━━━ Given data ━━━

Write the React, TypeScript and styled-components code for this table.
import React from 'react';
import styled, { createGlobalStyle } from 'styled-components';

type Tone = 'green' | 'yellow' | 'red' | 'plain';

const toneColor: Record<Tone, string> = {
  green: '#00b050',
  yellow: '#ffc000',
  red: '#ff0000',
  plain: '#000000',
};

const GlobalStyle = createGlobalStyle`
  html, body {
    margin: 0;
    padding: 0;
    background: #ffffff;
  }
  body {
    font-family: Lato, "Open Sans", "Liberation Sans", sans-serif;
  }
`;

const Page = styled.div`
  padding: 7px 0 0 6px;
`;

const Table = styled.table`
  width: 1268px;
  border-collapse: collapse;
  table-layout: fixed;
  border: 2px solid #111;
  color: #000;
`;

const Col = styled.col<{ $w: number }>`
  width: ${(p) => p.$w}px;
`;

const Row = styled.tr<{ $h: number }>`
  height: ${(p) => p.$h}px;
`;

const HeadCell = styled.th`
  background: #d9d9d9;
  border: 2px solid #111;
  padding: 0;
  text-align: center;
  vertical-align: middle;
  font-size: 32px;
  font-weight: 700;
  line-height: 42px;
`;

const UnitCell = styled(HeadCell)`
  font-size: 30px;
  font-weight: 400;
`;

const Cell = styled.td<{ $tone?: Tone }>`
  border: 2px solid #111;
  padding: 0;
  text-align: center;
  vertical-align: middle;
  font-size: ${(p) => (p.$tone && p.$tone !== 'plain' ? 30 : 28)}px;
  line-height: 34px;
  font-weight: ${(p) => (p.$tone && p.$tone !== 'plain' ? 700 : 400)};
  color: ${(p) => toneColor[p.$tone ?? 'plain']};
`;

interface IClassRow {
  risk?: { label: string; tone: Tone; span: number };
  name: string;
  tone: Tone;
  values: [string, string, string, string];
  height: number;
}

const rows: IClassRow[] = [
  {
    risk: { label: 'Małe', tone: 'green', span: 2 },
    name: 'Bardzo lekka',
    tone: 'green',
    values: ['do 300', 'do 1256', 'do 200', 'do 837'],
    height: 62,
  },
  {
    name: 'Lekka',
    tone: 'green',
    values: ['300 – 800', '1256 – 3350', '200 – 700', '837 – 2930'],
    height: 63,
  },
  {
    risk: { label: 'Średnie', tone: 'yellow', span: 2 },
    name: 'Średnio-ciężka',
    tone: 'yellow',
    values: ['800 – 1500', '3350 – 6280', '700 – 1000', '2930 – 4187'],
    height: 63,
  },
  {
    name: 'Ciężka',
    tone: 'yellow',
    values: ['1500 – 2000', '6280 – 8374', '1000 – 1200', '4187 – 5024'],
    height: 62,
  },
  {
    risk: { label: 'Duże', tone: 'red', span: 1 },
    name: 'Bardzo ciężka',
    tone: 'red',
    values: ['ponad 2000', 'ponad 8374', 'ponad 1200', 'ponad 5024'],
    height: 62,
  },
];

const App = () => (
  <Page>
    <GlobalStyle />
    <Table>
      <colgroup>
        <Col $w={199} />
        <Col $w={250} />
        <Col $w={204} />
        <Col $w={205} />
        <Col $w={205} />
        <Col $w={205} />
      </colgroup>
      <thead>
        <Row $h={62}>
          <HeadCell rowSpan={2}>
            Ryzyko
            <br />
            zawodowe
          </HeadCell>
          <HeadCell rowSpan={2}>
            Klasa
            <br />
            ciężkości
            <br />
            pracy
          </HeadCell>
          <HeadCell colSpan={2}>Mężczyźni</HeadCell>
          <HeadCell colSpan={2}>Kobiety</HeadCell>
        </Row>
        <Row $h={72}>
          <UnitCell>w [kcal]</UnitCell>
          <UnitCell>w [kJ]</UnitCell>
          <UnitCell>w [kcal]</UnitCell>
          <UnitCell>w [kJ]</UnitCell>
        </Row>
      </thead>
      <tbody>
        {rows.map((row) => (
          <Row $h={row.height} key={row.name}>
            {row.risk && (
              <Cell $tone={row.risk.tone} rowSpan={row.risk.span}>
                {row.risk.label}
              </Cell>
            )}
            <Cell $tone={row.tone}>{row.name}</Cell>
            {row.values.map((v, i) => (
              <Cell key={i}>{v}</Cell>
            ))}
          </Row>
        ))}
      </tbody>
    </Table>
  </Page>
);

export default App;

━━━

## Set task
Exactly as they appear, please write out the lines from the opening of the listing above down to the line containing "type Tone = 'green'", with both end lines included.

## Correct response
Write the React, TypeScript and styled-components code for this table.
import React from 'react';
import styled, { createGlobalStyle } from 'styled-components';

type Tone = 'green' | 'yellow' | 'red' | 'plain';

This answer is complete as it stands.